The goal of both programs was to create equitable outcomes in the emerging cannabis industry in Grand Rapids, which prior to its legalization, disproportionately incarcerated persons of color for marijuana. The programs promoted local ownership, developing business owners of color, a diverse workforce and supply chain.

In 2019, if potential business owners agreed in writing to promote social equity, the City of Grand Rapids would give them a better chance of obtaining an operating license in a highly competitive pool of candidates.

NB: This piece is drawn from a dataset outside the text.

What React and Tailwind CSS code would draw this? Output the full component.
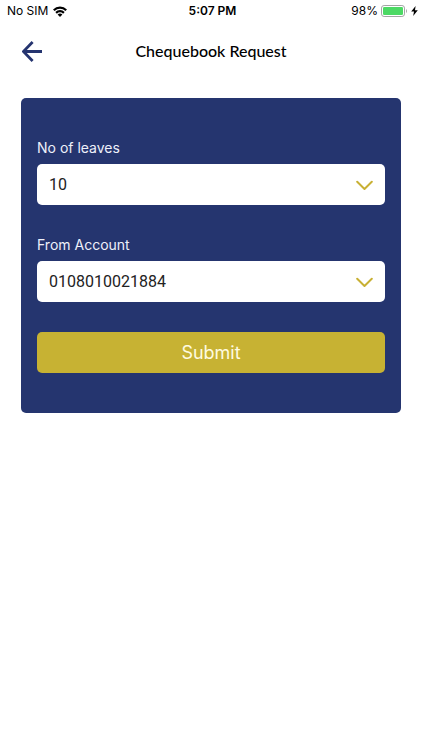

Fast forward to 2022 -- city officials say, that written promise has been broken; as no recreational dispensaries are in compliance with the agreement, and only 3 out of the 11 medical dispensaries are.

Grand Rapids City Manager Mark Washington Tuesday said businesses would be given until the end of the year to make things right.

“We will do our best and make sure people will be aware so they are as prepared as they can be between now and Jan. 1,” Washington said. “And then we will begin to enforce.”

Businesses can come into compliance by donating into a newly created non-profit which oversees funds generated by the cannabis industry. That non-profit would then use those funds to promote social equity in lower income neighborhoods. A dangerous idea however, says Grand Rapids City Commissioner Senita Lenear.

“Paying for equity, in my opinion, is the equivalent of slavery, Lenear said. “Modern day slavery, where people can treat the oppressed in whatever way they see fit if they have the financial resources to do so.”

Lenear, one of three commissioners who voted “no” on the extension Tuesday said, the city once had a real opportunity to promote diverse business owners in the cannabis industry after black and brown communities had been targeted during the war on drugs. However, she says, the city “squandered” that opportunity.